James May Gallery is pleased to present: RITUAL, HOPE, DESIRE:

Featuring new work by Brian Frink, Mira Gerard, and Andrew Hendrixson.

Show runs September 4th- October 31st.


When thinking of putting together this exhibition, I knew there needed to be a common thread of hope in such a despairing time. Mira’s powerful, yet serene female figures in broad sweeping landscapes leave us with a feeling of strength. Frink’s colorful abstracted landscapes of moon and water are so elemental and fluid- reminding us to let it all go. Hendrixson’s work causes us to pause and revel in a quiet ritual.


Art has the power to transform and uplift. It is going to be ok. We need to be reminded. 




I make paintings of the figure as a way to understand desire, which functions in my work in part as a fantasy about being both subject and maker. For several years when I was growing up, my family lived in a small intentional community in rural New Hampshire with no TVs and with limited access to experiences of mainstream American culture in the 70's. I became fascinated with fairies and fairy tales, along with the meadows, stone walls and woods around me. During that time, I was a frequent subject of my father's paintings- usually depicted playing in fields of flowers in sun-drenched afternoon landscapes.  


Ten years ago I quite literally stumbled into Lacanian psychoanalysis. It's a practice of speaking freely and in a very nonlinear way, which parallels studio processes of sorting through fragments, pieces of images and ideas, to make something new that remembers (re-members).  I create staged photographs and videos and supplement those with screenshots, art historical references, and collage. I am specifically interested in figures or elements in landscapes and spaces, and in the implication of a kind of storyboard, a before-to-after. Because the process of painting itself feels necessarily perfomative and vulnerable, I try to communicate this through both content and approach. I have embraced traditional, old master forms of construction, with a method in place for the breakdown of those processes to occur, so that the paintings themselves are like landscapes and bodies- a physical manifestation of interruptions, scars, layers, and time.




In my work I seek to articulate distinctions between habit and ritual—the frivolity of the former countered by the intentionality of the latter.

The paintings are made from the dense comingling of paint and hand-sewn remnant fabric. In the finished work, as well as the practice by which it is made, I wish to give credence to inefficiency and labor intensiveness, and to elevate these notions by pursuing them with a purposiveness that bears the gravity of ritual.

It is my hope that rigorous intentionality can give meaning to the most banal of daily tasks, that my life need not participate in the binary of “important days” on one hand and the “commonplace days” on the other. I hope to show that, in the right light, poetry inhabits the mundane and the commonplace is full of consequence.

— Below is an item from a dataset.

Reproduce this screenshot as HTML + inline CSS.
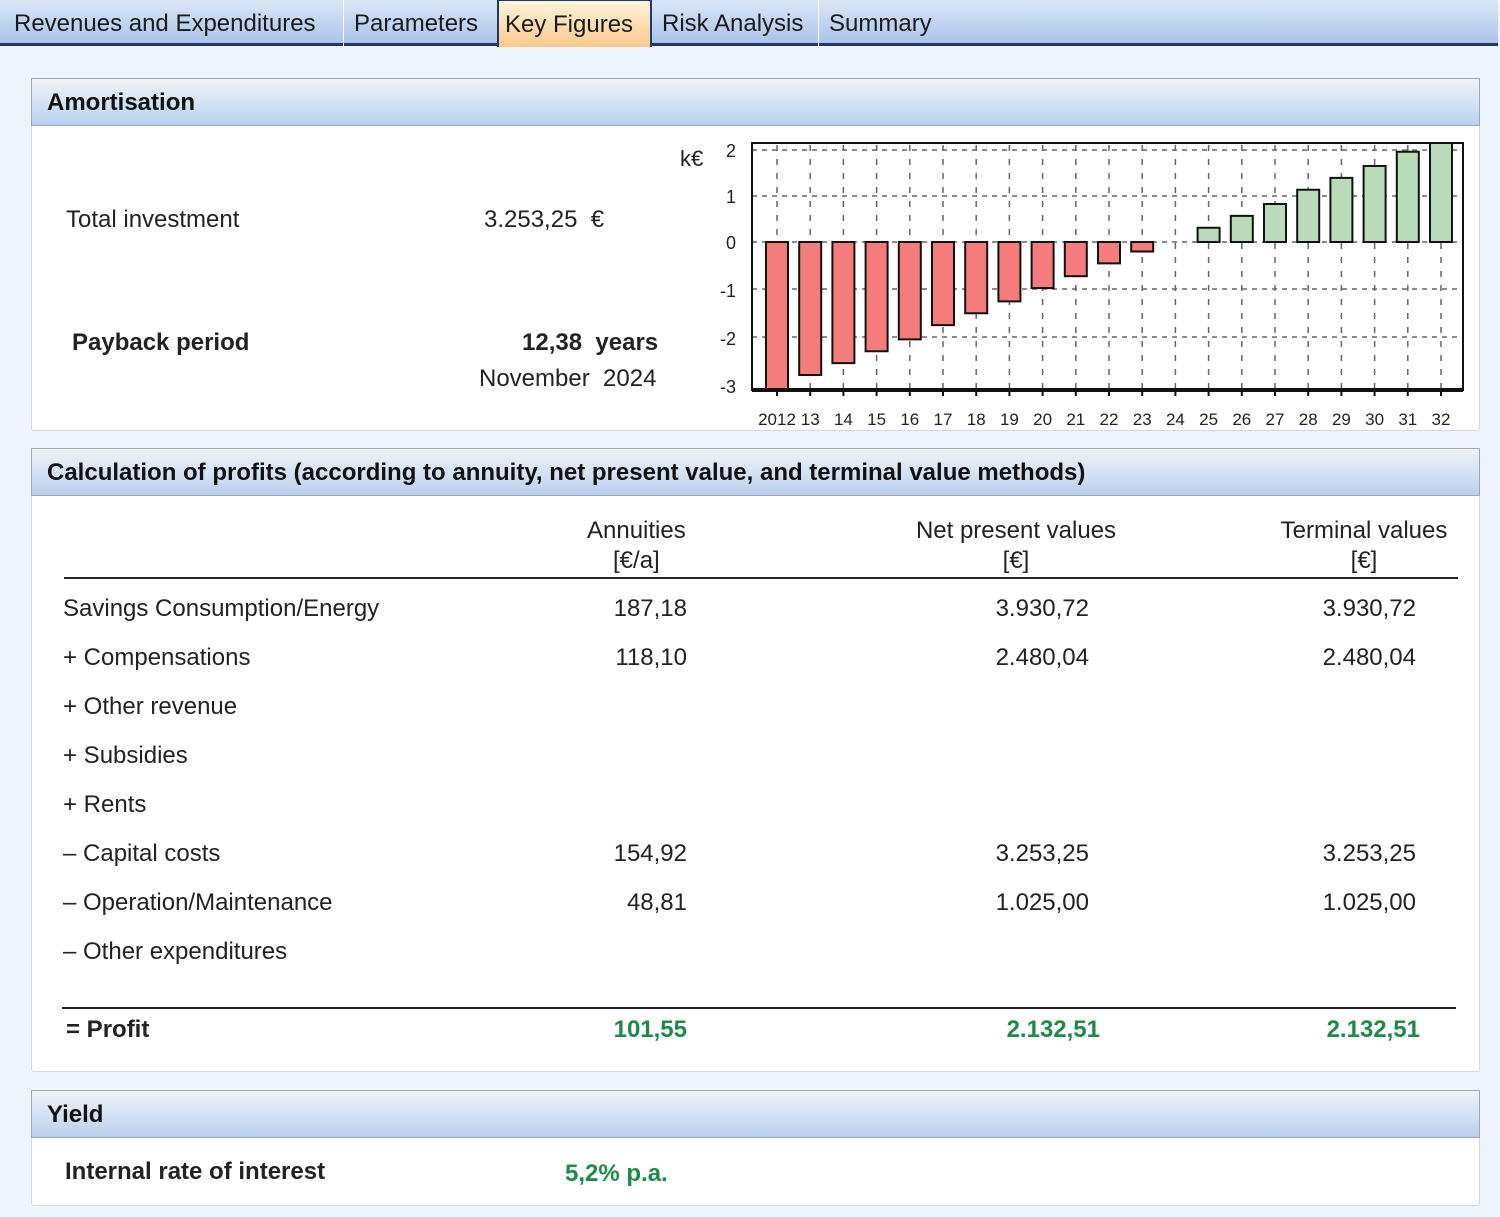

My work has always circled around the landscape. At times my paintings are more directly derived from images of the land. Other times they are more oblique in their reference to the land and landscape. However, my work always uses the landscape as a metaphor for an internal landscape of the self. The work in this exhibition uses imaginative landscapes to ask questions about this moment in time and history. I use the river, slowly traversing water, as a metaphor for the passing of one’s life and time. The moon and water become about all the unseen forces, internal and external, that influence us.